In a talk at the JFK Jr. Forum, Jon Favreau (left), the former director of speechwriting at the White House, told Professor David Gergen that as a speechwriter “your only goals are to clearly explain simple policies in as little words as possible, and then spend as much time as you can … inspiring people.”

Photo by Katherine Taylor

Nation & World

Reading the president’s mind

5 min read

Longtime Obama speechwriter Jon Favreau reflects on rhetoric at Harvard Kennedy School

Jon Favreau has been called the president’s mind reader, by none other than Barack Obama himself. But during a visit to Harvard Kennedy School on Wednesday, the former director of speechwriting at the White House — a veteran of both of Obama’s presidential campaigns — stressed that there’s nothing supernatural about the day-to-day grind of putting words in the mouth of the commander in chief.

“Your only goals are to clearly explain simple policies in as little words as possible, and then spend as much time as you can … inspiring people,” Favreau said.

Favreau sat down in the packed John F. Kennedy Jr. Forum for a conversation with David Gergen, director of the Center for Public Leadership and himself a onetime presidential speechwriter — for Richard Nixon. (Gergen was also an adviser for Gerald Ford, Ronald Reagan, and Bill Clinton.)

It was a fitting venue, given that Favreau’s relationship with Obama closely parallels that of John F. Kennedy and his famous speechwriter, Ted Sorensen, Gergen said. Indeed, just as Sorensen helped Kennedy develop his distinctive voice while working closely with him during his Senate career, Favreau crossed paths with Obama at a similar turning point.

The two met when Favreau was only 22, the day Obama was set to give the keynote address at the 2004 Democratic National Convention in Boston, a speech that would catapult him to national prominence. Favreau’s role in that moment was less than illustrious, he said.

His job, as a staffer for presidential nominee John Kerry, was to ask Obama to remove a line from his speech so that Kerry could use it instead.

“He’s like, who the hell is this kid?” Favreau recalled of Obama’s reaction. “I thought that was the last I’d ever hear from Barack Obama.” But after Kerry lost in November: “I had no job, and I got an email from [Obama adviser Robert] Gibbs that said, ‘It turns out Barack Obama needs a speechwriter.’”

Favreau became the Illinois senator’s only speechwriter.

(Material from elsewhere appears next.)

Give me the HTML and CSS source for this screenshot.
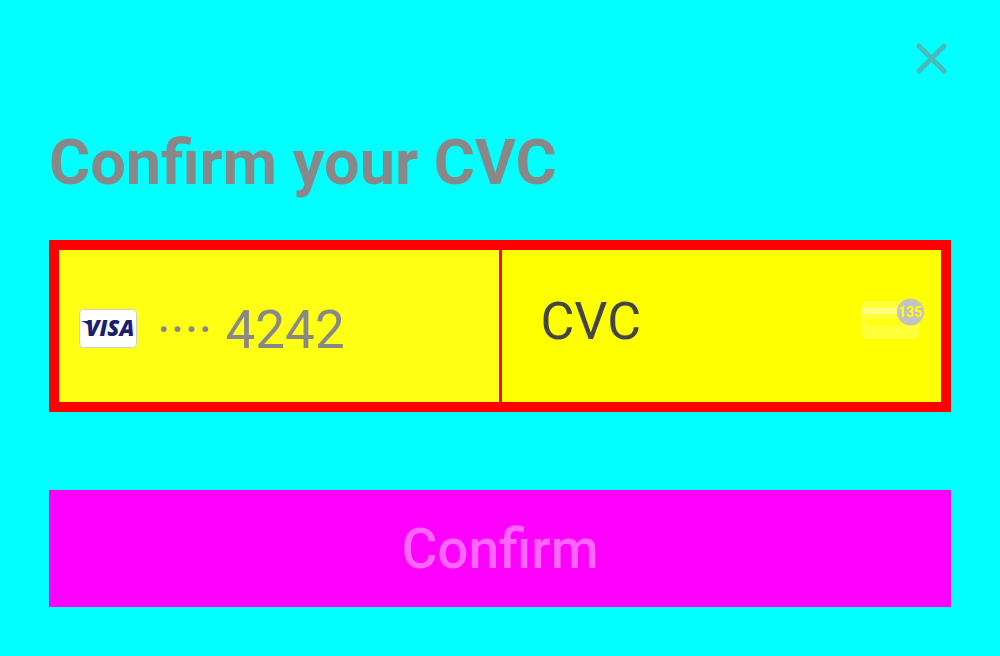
FILE: index.html
```html
<!DOCTYPE html>
<html lang="en">
<head>
<meta charset="utf-8">
<meta name="viewport" content="width=device-width, initial-scale=1">
<title>Confirm your CVC</title>
<link rel="stylesheet" href="styles.css">
</head>
<body>
<main class="sheet">
  <header class="sheet-top">
    <button class="close" type="button" aria-label="Close">
      <svg class="close-icon" viewBox="0 0 32 32" aria-hidden="true"><path d="M4 4 29 29M29 4 4 29"/></svg>
    </button>
  </header>
  <form class="form">
    <h1 class="title">Confirm your CVC</h1>
    <div class="field">
      <div class="card">
        <svg class="visa" viewBox="0 0 58 39" role="img" aria-label="Visa">
          <rect class="visa-plate" x=".5" y=".5" width="57" height="38" rx="4"/>
          <text class="visa-text" x="7" y="27">VISA</text>
          <path class="visa-mark" d="M3 12H9Q11 12 11.500 14L13 22Q10 14 3 12.500Z"/>
        </svg>
        <span class="digits">···· 4242</span>
      </div>
      <div class="cvc">
        <input class="cvc-input" type="text" inputmode="numeric" placeholder="CVC" aria-label="CVC">
        <svg class="cvc-icon" viewBox="0 0 64 42" aria-hidden="true">
          <rect x="1" y="3" width="57" height="38" rx="4" fill="#ffff38"/>
          <rect x="1" y="10" width="57" height="6" fill="#ffff80"/>
          <rect x="5" y="21" width="50" height="6" rx="3" fill="#ffff10"/>
          <circle cx="49.500" cy="14" r="13.500" fill="#c2c2c2"/>
          <text class="cvc-badge" x="49" y="19" text-anchor="middle">135</text>
        </svg>
      </div>
    </div>
    <button class="submit" type="submit" disabled>Confirm</button>
  </form>
</main>
</body>
</html>
```
FILE: styles.css
```css
* { box-sizing: border-box; }

body {
  margin: 0;
  min-height: 100vh;
  background: #0ff;
  font-family: Roboto, "Liberation Sans", sans-serif;
}

.sheet { padding: 38px 49px 49px; }

.sheet-top {
  display: flex;
  justify-content: flex-end;
}

.close {
  display: flex;
  padding: 4px;
  border: 0;
  background: none;
}

.close-icon {
  width: 32px;
  height: 32px;
  fill: none;
  stroke: #4bb9b9;
  stroke-width: 5;
  stroke-linecap: round;
}

.form {
  display: flex;
  flex-direction: column;
}

.title {
  margin: 47px 0 39px;
  font-size: 63px;
  line-height: 76px;
  font-weight: 700;
  color: #888;
}

.field {
  display: grid;
  grid-template-columns: minmax(0, 1fr) minmax(0, 1fr);
  gap: 3px;
  border: 10px solid #f00;
  background: #f00;
}

.card {
  display: flex;
  align-items: flex-start;
  gap: 20px;
  padding: 46px 20px 38px;
  background: #ffff14;
}

.visa {
  flex: none;
  width: 58px;
  height: 39px;
  margin-top: 13px;
}

.visa-plate {
  fill: #fff;
  stroke: #ccd;
}

.visa-text {
  font: italic 800 22px "Open Sans", sans-serif;
  fill: #191e70;
}

.visa-mark { fill: #191e70; }

.digits {
  font-size: 53px;
  line-height: 68px;
  white-space: nowrap;
  color: #888;
}

.cvc {
  display: flex;
  align-items: flex-start;
  padding: 36px 16px 46px 39px;
  background: #ff0;
}

.cvc-input {
  flex: 1;
  min-width: 0;
  height: 70px;
  padding: 0;
  border: 0;
  outline: 0;
  background: transparent;
  font: 400 52px Roboto, "Liberation Sans", sans-serif;
  color: #444;
}

.cvc-input::placeholder {
  color: #444;
  opacity: 1;
}

.cvc-icon {
  flex: none;
  width: 64px;
  height: 42px;
  margin-top: 12px;
}

.cvc-badge {
  font: 700 14px Roboto, sans-serif;
  fill: #ff0;
}

.submit {
  margin-top: 78px;
  padding: 25px 24px 23px;
  border: 0;
  background: #f0f;
  font: 500 55px/69px Roboto, "Liberation Sans", sans-serif;
  color: #ff66ff;
}
```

Before a speech they would sit in Obama’s office “and he would talk for 20 or 30 minutes and I would type as fast as I could,” Favreau said. (“I’m a horrible note taker,” he explained. “My penmanship’s like a second grader’s.”)

“He’d been a lecturer at the University of Chicago, and [Obama’s speeches] were a little more professorial,” Favreau said. “He did learn over time the campaign cadence … but he never let go of the authenticity and the logic of how he wanted to structure a speech. The lawyer in him very much comes out when he’s writing a speech, because not only will he give me a nice line or great rhetoric, he will say, ‘I want the speech structured. Here’s 1. Here’s 1A. Here’s 1B.’”

Other voices were often in the mix, Favreau said. When President Obama took office in January 2009, his speechwriting staff faced the task of explaining to the public a financial crash and looming economic downturn they themselves barely understood.

“I hadn’t even taken an economics class,” Favreau said. “I learned economics from Tim Geithner and Larry Summers and the State Department in the middle of the economic crisis — which was good. I was like, we can teach the American people at the same time.”

Favreau rejected the common criticism that Obama can often be cold and aloof.

“He’s the least remote person I could imagine,” Favreau said. “He’s warm, he’s friendly, he’s patient. He’s never — in all the stress he’s been under, in all the situations he’s been in — yelled at me, raised his voice, walked out of a room really angry.”

Though it’s true, he said, that the president sometimes struggles to project the typical politician’s charm.

“He doesn’t do artifice well; he doesn’t do shtick well,” Favreau said. “He knows who he is, he believes who he is, and he’s not going to put on some façade just because he’s supposed to glad-hand with someone.”

Favreau left the White House on March 1 intending to pursue screenwriting. It was a big leap for the 31-year-old, who started working for Obama just two years after he had graduated from the College of the Holy Cross in Worcester.

After eight years of speechwriting, he said, focusing purely on creative projects will be a challenge.

“I have totally lost my own voice,” said Favreau, who studied Obama’s writings so intensely that he took to carrying a copy of “Dreams From My Father,” the president’s memoir, at all times. “To some extent the way I write will always be a sort of shadow of how he writes.????